After his death, de Francheville’s widow planned to sell Angélique again. She had already been sold from her birthplace in Portugal, to the U.S. then to New France (Quebec.) In the space of a few short years she had to learn English (in the U.S.) and French (in Quebec). Enslaved people were brutally beaten when they did not understand the language of their enslavers and needed time to decipher instructions, commands and demands made in the strange new language.

Angélique was accused of setting fire to her owner’s home to cover her attempted escape from the de Francheville widow on April 10, 1734. Raging out of control, the fire destroyed 46 buildings. Angélique fled during the commotion of the efforts to contain the blaze but she was hunted down and captured. She was tried, found guilty and sentenced to have her hand cut off before being burned alive.

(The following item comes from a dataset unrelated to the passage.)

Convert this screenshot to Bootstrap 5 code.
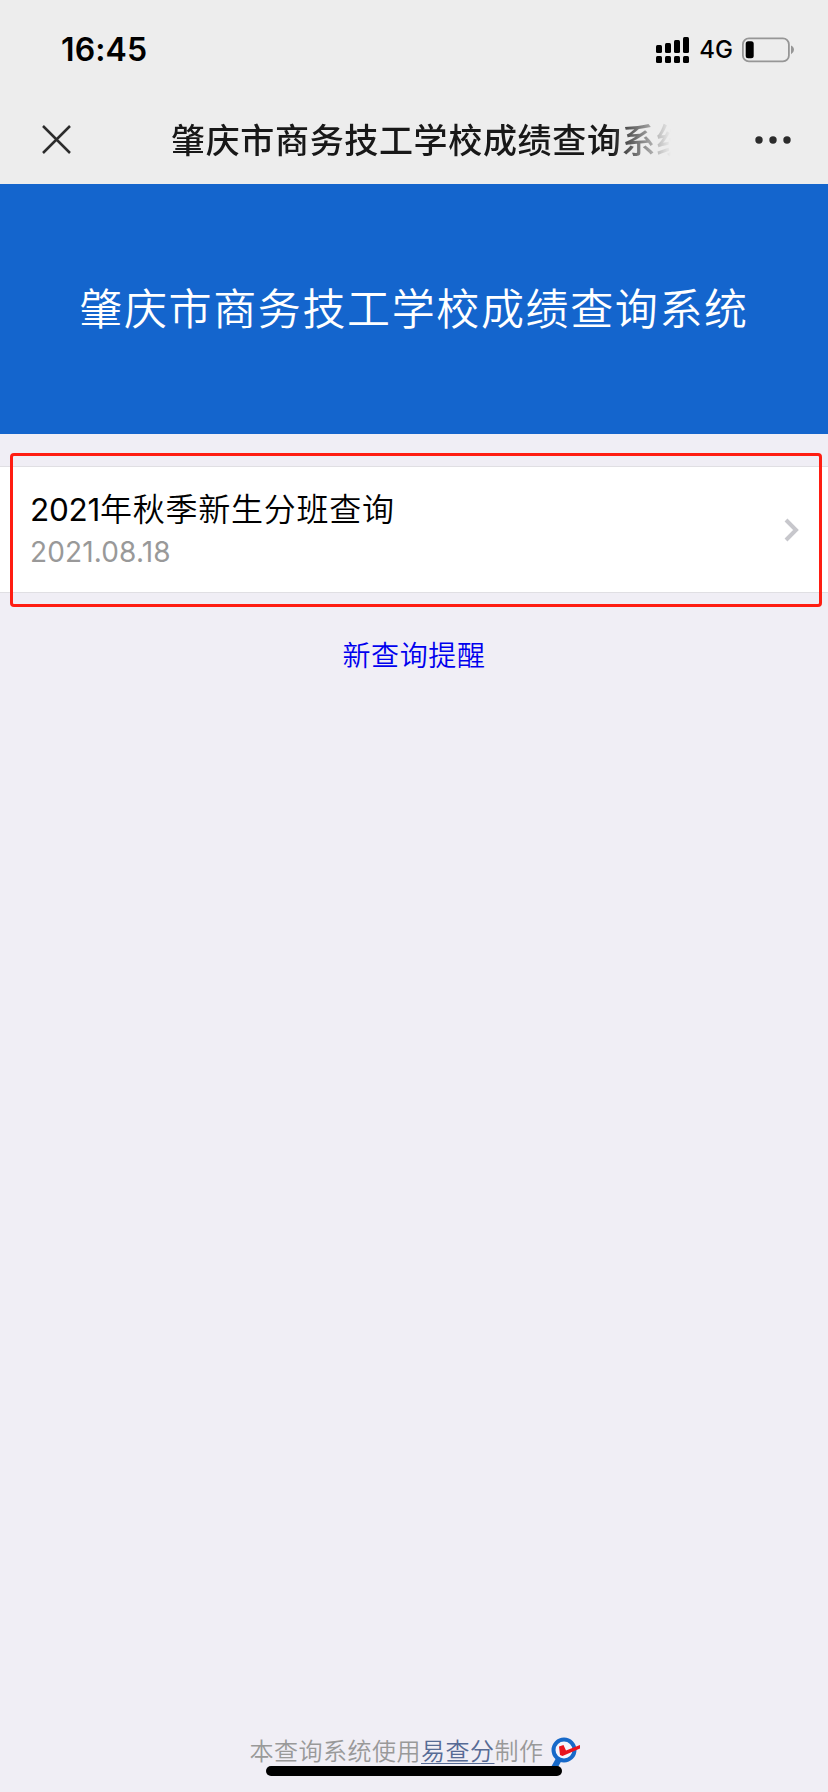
<!DOCTYPE html>
<html lang="zh-CN">
<head>
<meta charset="utf-8">
<meta name="viewport" content="width=device-width, initial-scale=1">
<title>肇庆市商务技工学校成绩查询系统</title>
<link href="https://cdn.jsdelivr.net/npm/bootstrap@5.3.0/dist/css/bootstrap.min.css" rel="stylesheet">
<style>
body{background:#f0eef5;font-family:Inter,"Noto Sans CJK SC",sans-serif;color:#000}
svg{display:block;flex:none}
.top-area{background:#ededed;height:184px}
.status-row{height:100px;padding:0 33px 0 61px}
.clock{font-size:32px;font-weight:600;line-height:40px;letter-spacing:.1px}
.net{font-size:24px;font-weight:500;line-height:30px;letter-spacing:0}
.title-row{height:84px;padding:0 36px 4px 41px}
.page-title{width:524px;margin-left:98px;padding-top:2px;font-size:34px;font-weight:500;letter-spacing:.66px;line-height:50px;color:#181818;-webkit-mask-image:linear-gradient(90deg,#000 440px,transparent 500px);mask-image:linear-gradient(90deg,#000 440px,transparent 500px)}
.hero{height:250px;background:#1465cd;color:#fff;font-size:43px;font-weight:350;letter-spacing:1.62px;line-height:60px}
.entry-wrap{padding-top:32px}
.entry{height:127px;border:solid #e0dfe3;border-width:1px 0;padding:0 28px 0 30px;background:#fff}
.entry-title{font-size:32px;font-weight:350;letter-spacing:.75px;line-height:44px;margin-top:-1px}
.digits{font-size:31.5px;font-weight:400;letter-spacing:-.3px}
.entry-date{font-size:28px;line-height:36px;color:#999;margin-top:2px;letter-spacing:.15px}
.outline{left:10px;right:6px;top:19px;height:154px;border:3px solid #ff1d12;border-radius:4px}
.remind{font-size:28px;font-weight:350;letter-spacing:.6px;line-height:40px;color:#00e;margin-top:43px}
.foot{font-size:24px;font-weight:350;letter-spacing:.5px;line-height:36px;color:#999;padding-bottom:22px}
.foot a{color:#576b95;text-decoration:underline;text-decoration-thickness:1px;text-underline-offset:3px}
.foot svg{margin:2px 2px 0 7px}
.home-bar{left:266px;width:296px;height:10px;bottom:16px;border-radius:5px;background:#000}
</style>
</head>
<body>
<div class="d-flex flex-column vh-100 position-relative overflow-hidden">
  <header class="top-area flex-shrink-0">
    <div class="status-row d-flex align-items-center justify-content-between">
      <span class="clock">16:45</span>
      <div class="d-flex align-items-center">
        <svg width="35" height="28" viewBox="0 0 35 28"><rect x="0" y="9" width="6" height="8" rx="1.5"/><rect x="9" y="7" width="6" height="10" rx="1.5"/><rect x="18" y="4" width="6" height="13" rx="1.5"/><rect x="27" y="1" width="6" height="16" rx="1.5"/><rect x="0" y="20" width="6" height="7" rx="1.5"/><rect x="9" y="20" width="6" height="7" rx="1.5"/><rect x="18" y="20" width="6" height="7" rx="1.5"/><rect x="27" y="20" width="6" height="7" rx="1.5"/></svg>
        <span class="net ms-2 me-2">4G</span>
        <svg width="54" height="26" viewBox="0 0 54 26"><rect x="1.9" y="1.4" width="46" height="23" rx="6" fill="none" stroke="#969696" stroke-width="1.8"/><rect x="4.7" y="4.3" width="8" height="17" rx="2.5"/><path d="M50 8.5q3 1.4 3 4.3t-3 4.4z" fill="#969696"/></svg>
      </div>
    </div>
    <div class="title-row d-flex align-items-center">
      <svg width="32" height="32" viewBox="0 0 32 32" fill="none" stroke="#2c2c2c" stroke-width="2.5"><path d="M2 2 29 29M29 2 2 29"/></svg>
      <h1 class="page-title mb-0 text-nowrap">肇庆市商务技工学校成绩查询系统</h1>
      <svg class="ms-auto" width="38" height="10" viewBox="0 0 38 10" fill="#2c2c2c"><circle cx="5" cy="5" r="3.7"/><circle cx="19" cy="5" r="3.7"/><circle cx="33" cy="5" r="3.7"/></svg>
    </div>
  </header>
  <section class="hero d-flex align-items-center justify-content-center text-nowrap flex-shrink-0">肇庆市商务技工学校成绩查询系统</section>
  <main class="flex-grow-1">
    <div class="entry-wrap position-relative">
      <div class="entry d-flex align-items-center justify-content-between">
        <div>
          <div class="entry-title"><span class="digits">2021</span>年秋季新生分班查询</div>
          <div class="entry-date">2021.08.18</div>
        </div>
        <svg width="16" height="24" viewBox="0 0 16 24" fill="none" stroke="#c7c7cc" stroke-width="4"><path d="M2 2 12 12 2 22"/></svg>
      </div>
      <div class="outline position-absolute"></div>
    </div>
    <div class="remind text-center">新查询提醒</div>
  </main>
  <footer class="foot d-flex align-items-center justify-content-center">
    <span class="ms-1">本查询系统使用<a href="#">易查分</a>制作</span>
    <svg width="30" height="32" viewBox="0 0 30 32"><path d="M8 22 3 31" stroke="#1769c9" stroke-width="6"/><circle cx="13" cy="13" r="10.5" fill="#f6f4fb" stroke="#1769c9" stroke-width="4"/><path d="M8 9.5 12.5 8 15 13.5 29 8V11.5L11.500 19 9 18Z" fill="#e9131d"/></svg>
  </footer>
  <div class="home-bar position-absolute"></div>
</div>
<script src="https://cdn.jsdelivr.net/npm/bootstrap@5.3.0/dist/js/bootstrap.bundle.min.js"></script>
</body>
</html>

The sentence was reduced to hanging and burning. On June 21, 1734, she was tortured until she confessed, she was driven through the streets of Montreal in a rubbish cart, then publicly executed by hanging, her body was burned and her ashes scattered in Montreal. She was 29 years old.

The lives of enslaved Africans like Peggy Pompadour, her son Jupiter and Marie-Joseph Angélique are part of Canadian history that is becoming better known. In the 1980s when I bought Daniel G. Hill’s book, The Freedom Seekers, the stories were not as well known.

During this month, African Heritage/Black History Month and this year the United Nations-declared International Year for People of African Descent (IYPAD), we need to read and educate ourselves, our children, family, friends, colleagues and coworkers about our history.

Our history did not begin with slavery but we did suffer 400 years of enslavement and disconnection from our roots and the effects are felt to this day.

On August 24, 1833, the Slavery Abolition Act was passed by the British Parliament and became law on August 1, 1834. The mindset that allowed Africans fleeing slavery from the U.S. to be free once they reached Canada and continued to allow enslaved Africans in Canada to remain in bondage until August 1, 1834 when slavery was abolished by the British Parliament is still in operation today.